◆ **Data for the task**
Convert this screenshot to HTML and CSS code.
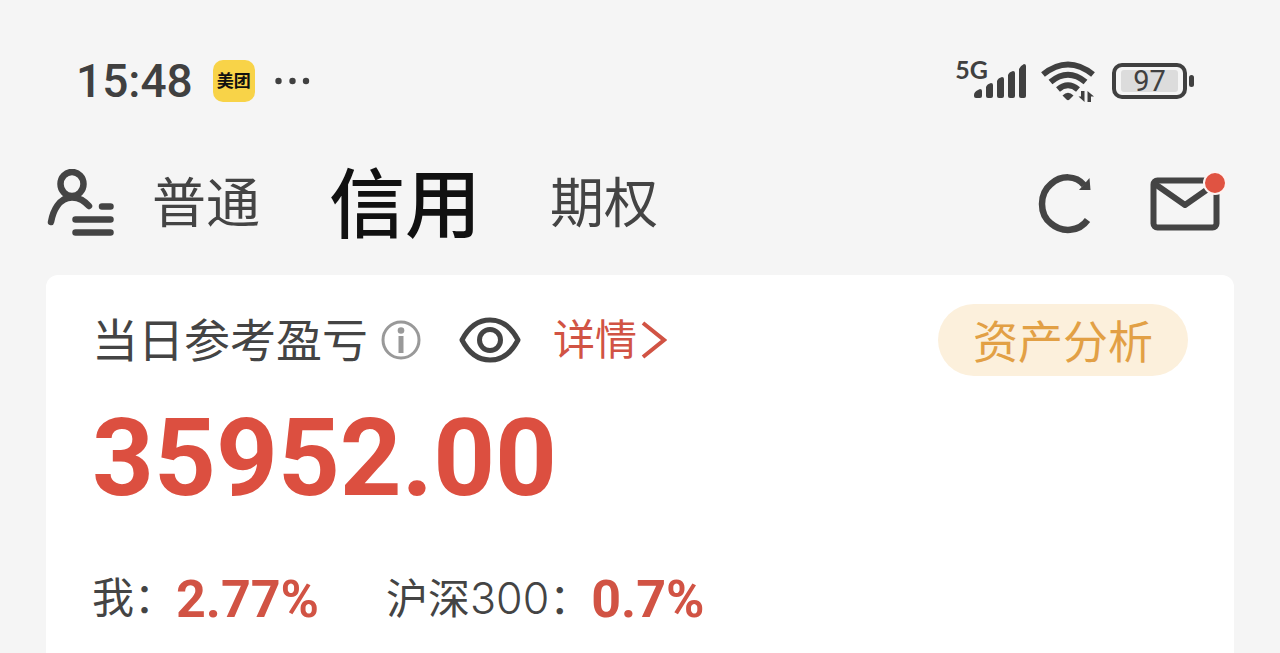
...
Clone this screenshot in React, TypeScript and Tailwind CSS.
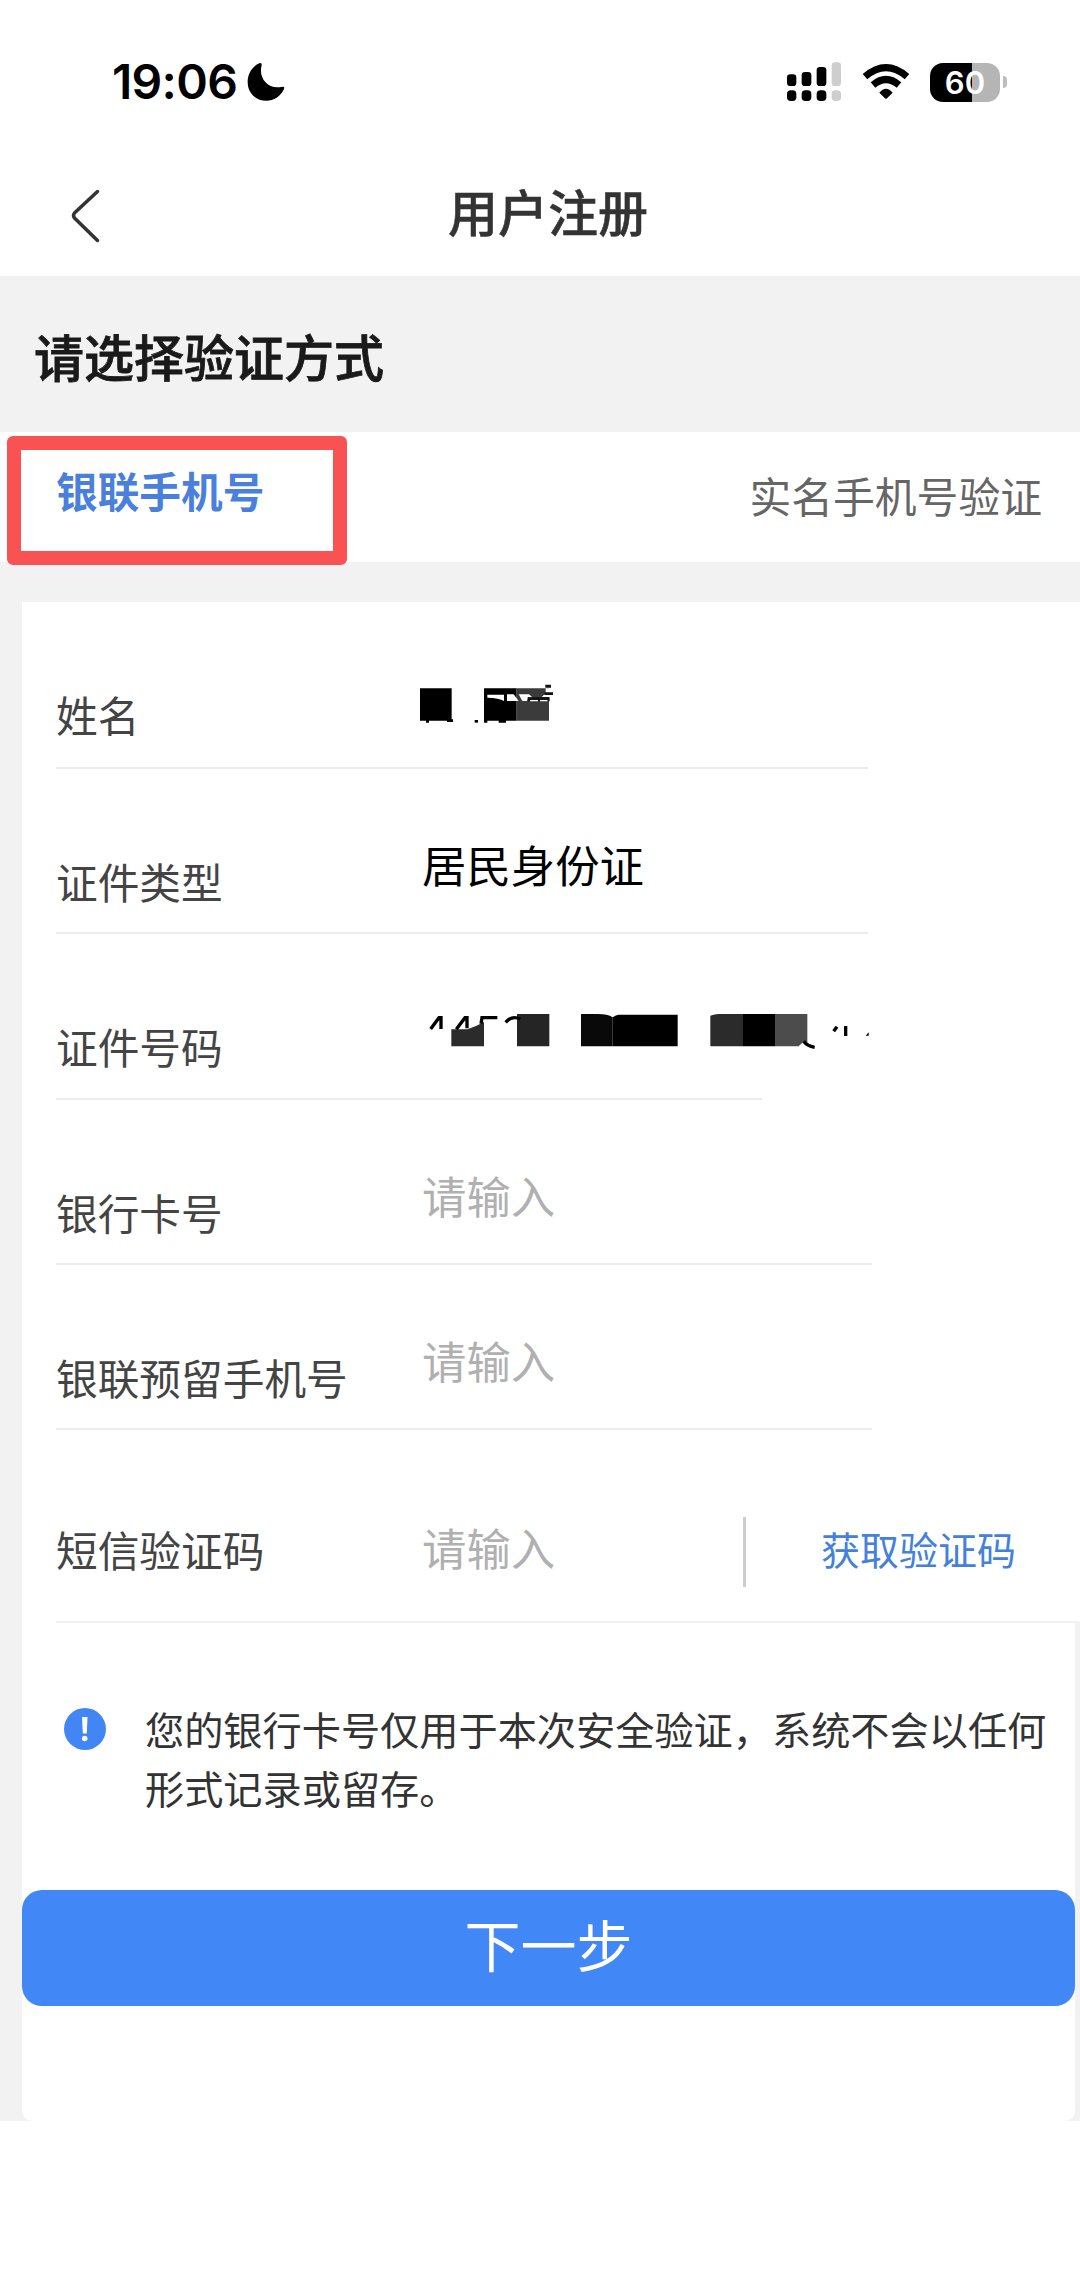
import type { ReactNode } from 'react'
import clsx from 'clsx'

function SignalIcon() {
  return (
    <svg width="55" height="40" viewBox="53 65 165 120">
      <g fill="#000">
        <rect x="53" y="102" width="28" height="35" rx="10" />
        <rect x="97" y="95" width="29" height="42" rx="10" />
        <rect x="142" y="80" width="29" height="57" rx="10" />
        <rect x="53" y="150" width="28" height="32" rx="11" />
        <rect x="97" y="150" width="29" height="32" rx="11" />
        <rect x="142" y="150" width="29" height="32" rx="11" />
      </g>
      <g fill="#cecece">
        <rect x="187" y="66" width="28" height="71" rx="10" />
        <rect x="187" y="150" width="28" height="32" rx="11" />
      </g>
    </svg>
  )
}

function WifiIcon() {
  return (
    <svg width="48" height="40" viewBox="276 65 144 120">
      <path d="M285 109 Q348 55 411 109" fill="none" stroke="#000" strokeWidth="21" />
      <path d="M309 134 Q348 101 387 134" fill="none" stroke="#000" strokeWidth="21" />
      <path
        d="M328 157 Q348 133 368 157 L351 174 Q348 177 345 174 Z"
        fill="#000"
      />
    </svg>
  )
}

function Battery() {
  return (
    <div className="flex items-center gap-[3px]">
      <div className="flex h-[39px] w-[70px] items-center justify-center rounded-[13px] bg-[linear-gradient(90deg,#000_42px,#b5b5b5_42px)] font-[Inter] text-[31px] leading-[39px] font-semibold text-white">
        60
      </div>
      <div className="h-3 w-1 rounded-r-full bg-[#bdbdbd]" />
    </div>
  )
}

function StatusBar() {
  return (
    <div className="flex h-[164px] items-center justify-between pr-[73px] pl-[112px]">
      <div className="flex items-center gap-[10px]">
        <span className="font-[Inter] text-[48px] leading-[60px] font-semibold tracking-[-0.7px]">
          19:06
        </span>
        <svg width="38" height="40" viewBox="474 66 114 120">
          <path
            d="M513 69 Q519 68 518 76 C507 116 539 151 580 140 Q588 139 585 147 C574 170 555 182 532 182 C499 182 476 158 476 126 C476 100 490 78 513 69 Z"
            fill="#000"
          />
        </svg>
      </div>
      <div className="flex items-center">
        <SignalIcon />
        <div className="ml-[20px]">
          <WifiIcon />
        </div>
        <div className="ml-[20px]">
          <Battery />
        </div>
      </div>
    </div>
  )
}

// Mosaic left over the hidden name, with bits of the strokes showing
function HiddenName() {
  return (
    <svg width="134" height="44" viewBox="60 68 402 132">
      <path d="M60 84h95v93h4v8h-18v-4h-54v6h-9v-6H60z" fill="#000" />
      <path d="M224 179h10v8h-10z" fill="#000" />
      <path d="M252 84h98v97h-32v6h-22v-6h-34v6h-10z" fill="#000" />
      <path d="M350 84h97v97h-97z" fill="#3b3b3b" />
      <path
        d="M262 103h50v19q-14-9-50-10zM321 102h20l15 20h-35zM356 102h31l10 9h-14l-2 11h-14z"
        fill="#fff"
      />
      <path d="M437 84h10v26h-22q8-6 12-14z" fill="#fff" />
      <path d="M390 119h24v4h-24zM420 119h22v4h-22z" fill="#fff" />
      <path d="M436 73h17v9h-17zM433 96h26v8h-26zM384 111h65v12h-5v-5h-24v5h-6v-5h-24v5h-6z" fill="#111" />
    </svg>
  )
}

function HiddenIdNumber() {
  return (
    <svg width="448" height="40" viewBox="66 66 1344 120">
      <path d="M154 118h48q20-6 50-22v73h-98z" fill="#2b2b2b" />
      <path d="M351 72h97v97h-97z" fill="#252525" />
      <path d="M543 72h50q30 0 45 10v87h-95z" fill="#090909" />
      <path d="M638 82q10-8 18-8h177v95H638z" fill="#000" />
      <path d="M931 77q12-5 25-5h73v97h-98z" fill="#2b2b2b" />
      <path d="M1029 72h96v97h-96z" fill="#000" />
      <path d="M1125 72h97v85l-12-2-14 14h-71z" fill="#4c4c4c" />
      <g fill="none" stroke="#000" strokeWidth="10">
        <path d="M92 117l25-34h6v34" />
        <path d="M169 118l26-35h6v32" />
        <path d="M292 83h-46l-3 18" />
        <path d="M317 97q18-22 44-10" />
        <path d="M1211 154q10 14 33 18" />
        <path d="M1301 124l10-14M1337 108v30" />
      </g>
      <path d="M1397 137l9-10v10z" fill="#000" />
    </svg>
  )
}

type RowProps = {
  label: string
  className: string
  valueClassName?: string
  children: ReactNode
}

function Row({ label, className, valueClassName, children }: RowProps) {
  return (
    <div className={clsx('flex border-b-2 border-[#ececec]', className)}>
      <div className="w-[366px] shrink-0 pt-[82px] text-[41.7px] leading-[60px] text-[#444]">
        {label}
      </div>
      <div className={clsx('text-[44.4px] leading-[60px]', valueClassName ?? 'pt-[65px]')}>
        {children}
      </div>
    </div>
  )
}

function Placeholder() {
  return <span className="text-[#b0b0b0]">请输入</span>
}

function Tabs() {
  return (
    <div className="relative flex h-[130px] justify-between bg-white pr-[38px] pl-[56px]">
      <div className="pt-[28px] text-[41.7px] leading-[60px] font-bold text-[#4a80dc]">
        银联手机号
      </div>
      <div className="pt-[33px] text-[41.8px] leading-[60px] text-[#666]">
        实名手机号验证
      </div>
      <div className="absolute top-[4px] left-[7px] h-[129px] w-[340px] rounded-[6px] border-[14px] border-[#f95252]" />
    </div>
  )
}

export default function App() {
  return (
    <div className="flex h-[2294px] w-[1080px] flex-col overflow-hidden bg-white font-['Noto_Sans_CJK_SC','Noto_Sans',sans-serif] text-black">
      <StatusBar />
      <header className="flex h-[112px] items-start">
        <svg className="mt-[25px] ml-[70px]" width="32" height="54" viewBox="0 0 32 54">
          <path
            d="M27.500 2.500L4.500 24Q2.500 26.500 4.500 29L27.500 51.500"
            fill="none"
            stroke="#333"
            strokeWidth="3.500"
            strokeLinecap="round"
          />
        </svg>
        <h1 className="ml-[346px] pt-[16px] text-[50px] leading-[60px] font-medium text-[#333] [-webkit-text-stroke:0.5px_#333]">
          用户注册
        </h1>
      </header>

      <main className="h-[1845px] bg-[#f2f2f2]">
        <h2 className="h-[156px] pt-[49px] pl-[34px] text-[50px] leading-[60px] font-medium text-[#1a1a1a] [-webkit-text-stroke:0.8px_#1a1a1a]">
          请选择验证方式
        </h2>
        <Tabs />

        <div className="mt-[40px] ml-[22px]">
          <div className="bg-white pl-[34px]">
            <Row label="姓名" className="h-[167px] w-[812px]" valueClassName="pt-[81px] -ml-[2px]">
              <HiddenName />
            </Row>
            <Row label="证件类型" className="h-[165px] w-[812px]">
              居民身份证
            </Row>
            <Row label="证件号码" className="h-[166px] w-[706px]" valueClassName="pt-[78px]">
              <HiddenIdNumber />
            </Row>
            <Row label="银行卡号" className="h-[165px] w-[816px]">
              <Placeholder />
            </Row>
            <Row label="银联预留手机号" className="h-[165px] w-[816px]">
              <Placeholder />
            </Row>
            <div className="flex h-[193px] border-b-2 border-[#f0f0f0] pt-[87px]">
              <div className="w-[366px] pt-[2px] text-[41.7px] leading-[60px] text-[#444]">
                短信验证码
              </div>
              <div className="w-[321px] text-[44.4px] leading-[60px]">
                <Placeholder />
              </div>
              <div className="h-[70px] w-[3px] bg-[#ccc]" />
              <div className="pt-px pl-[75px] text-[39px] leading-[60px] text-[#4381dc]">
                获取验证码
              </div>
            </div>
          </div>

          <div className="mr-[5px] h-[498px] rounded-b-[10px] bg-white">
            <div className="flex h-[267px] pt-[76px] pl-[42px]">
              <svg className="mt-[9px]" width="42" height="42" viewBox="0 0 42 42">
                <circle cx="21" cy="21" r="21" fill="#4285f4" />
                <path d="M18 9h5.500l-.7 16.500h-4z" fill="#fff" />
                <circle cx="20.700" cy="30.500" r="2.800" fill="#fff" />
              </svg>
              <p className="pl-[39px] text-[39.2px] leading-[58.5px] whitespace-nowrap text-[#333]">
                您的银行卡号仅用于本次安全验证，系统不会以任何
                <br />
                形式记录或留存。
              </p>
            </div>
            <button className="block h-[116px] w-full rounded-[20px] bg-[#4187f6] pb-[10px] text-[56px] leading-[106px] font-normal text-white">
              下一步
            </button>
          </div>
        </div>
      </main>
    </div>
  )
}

◆ **Task to carry out**
The first line to give again is the one with "Clone this screenshot", and the last is the one with "import clsx from 'clsx'". Repeat them and everything between exactly, minus the pictures.

◆ **Answer to the task**
Clone this screenshot in React, TypeScript and Tailwind CSS.
import type { ReactNode } from 'react'
import clsx from 'clsx'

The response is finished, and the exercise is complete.